Dem Himmel so nah...

von Gipfelkreuzen und Gipfelsprüchen

Titel:

Dem Himmel so nah ... - von Gipfelkreuzen und Gipfelsprüchen

Autor:

Claudia Matthis

Autor:

Berenkamp-Verlag, Innsbruck 2002
Umfang: 160 Seiten, illustriert 24 x 15 cm, gebunden

Sprache:

deutsch

Preis:

ca. EUR 18,50

Für wen:

Für alle, die fasziniert sind von der Gipfelkreuz- und Gipfelbuch- "Kultur" oder Anregungen für ihre nächste Gipfelbucheintragung suchen..

Unser Urteil:

Wo:

online bei AMAZON

Rezension:

Als Bergsteiger in den Bayerischen und Tiroler Alpen betrachtet man die Kreuze, die auf den allermeisten Gipfeln zu finden sind, in der Regel als Selbstverständlichkeit. Ihr Fehlen verwundert schon einmal, aber Gedanken über ihren Sinn und Zweck geschweige denn über ihr Entstehung machen sich wohl die wenigsten. Der Eintrag ins Gipfelbuch, gehört dazu, mancher lässt sich auch heute dabei noch zu poetischen Ergüssen hinreißen, in der Regel bleibt es jedoch bei Name und Wohnort - eine schlichte Dokumentation des eigenen Erfolges.

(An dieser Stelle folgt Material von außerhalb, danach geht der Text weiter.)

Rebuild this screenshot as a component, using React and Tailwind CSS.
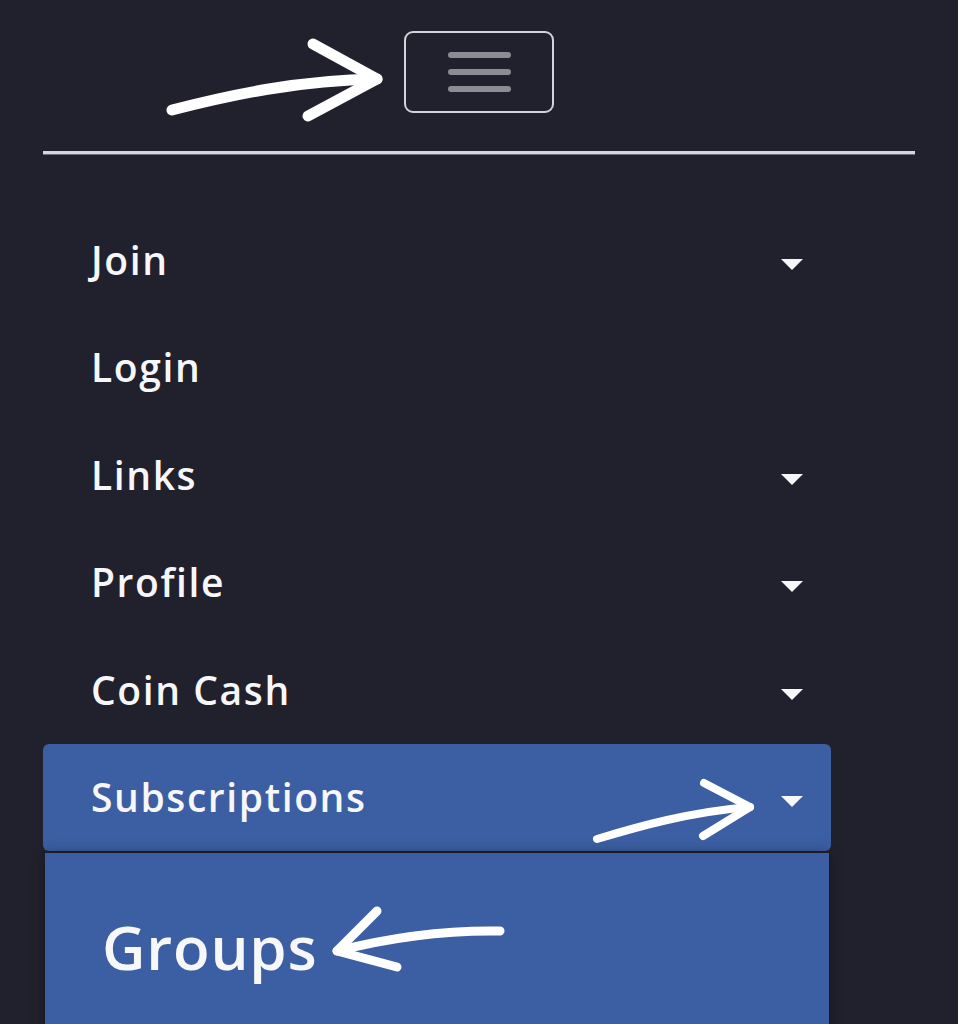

Dieses aufwendig gemachte Büchlein stellt die Selbstverständlichkeit der Gipfelkreuze in Frage, indem es versucht, die Hintergründe dieser Tradition - die ja keineswegs für die Berge der Welt, ja nicht einmal für die gesamten Alpen zutrifft - zu beleuchten. Nach einer kurzen, etwas überspannten, mystifizierten Betrachtung über Sinn und Wesen der Berge, beschäftigt sich der ausführliche erste Teil mit der Bedeutung der Kreuzaufstellung in den Bergen: Von den Flurkreuzen, die immer höher wanderten, über die Wetterkreuze, die Almen und Vieh vor Unwetter schützen sollten, wird der Bogen gespannt zu den Gipfelkreuzen. Dem ursprünglich religiösen Motiv gesellen sich im Lauf der Zeit andere Gründe dazu: Stolz auf die vollbrachte Leistung, Demonstration von Heldentum, aber auch gerade zu Anfangszeiten des Alpinismus der Versuch, sich vor Gott zu rechtfertigen und ihn wegen des Vordringens in bisher unangetastete Höhen milde zu stimmen. Diese Geschichte der Gipfelkreuze ist interessant und bringt dem Leser einige neue, teils überraschende, teils eigentlich naheliegende Erkenntnisse.

Die Bedeutung des spezifisch christlichen kulturellen Hintergrundes wird deutlich. Recht ausführlich geht die Autorin auf die sich wandelnde religiöse Bedeutung der Gipfelkreuze ein. Diese Betrachtungen sind teilweise etwas undifferenziert und wenig eindeutig. Die religiöse Dimension wird stark in den Vordergrund geschoben, andere Motive unterschwellig verurteilt, obwohl sie im Laufe der Zeit immer mehr an Bedeutung gewonnen haben dürften. Den groben Abriss sich wandelnder Gottesbilder hätte man sich in diesem Zusammenhang auch sparen können; der Versuch, Religionsgeschichte zu interpretieren sprengt den Rahmen und wirkt unangemessen.

Kurz beschäftigt sich der erste Teil dann noch mit der Tradition der Gipfelbücher, die anfangs hauptsächlich Tourenbeschreibungen enthielten. Der Weiterentwicklung dieses Brauchs ist dann der zweite, größere Teil des Buches gewidmet., der - unkommentiert - eine bunte Sammlung von Sprüchen, Gedichten, Weisheiten und anderen Einträgen aus einem Jahrhundert enthält. Der Schwerpunkt liegt dabei bei Eintragungen aus der Nachkriegszeit, in der die meisten Gipfelbücher gefüllt wurden. Hier findet sich viel Lustiges, auch Einiges zum Nachdenken und so manche Kuriosität. Ein Büchlein zum Blättern und Schmökern für alle, die Volks- und Alltagskultur etwas abgewinnen können und die konzentrierte Sammlung von Originellem den Einzelentdeckungen der Originale vorziehen. Hervorheben muss man noch die vielen schönen Bilder von Gipfelkreuzen, die manch bekannten Gipfel in neuem Licht erscheinen lassen.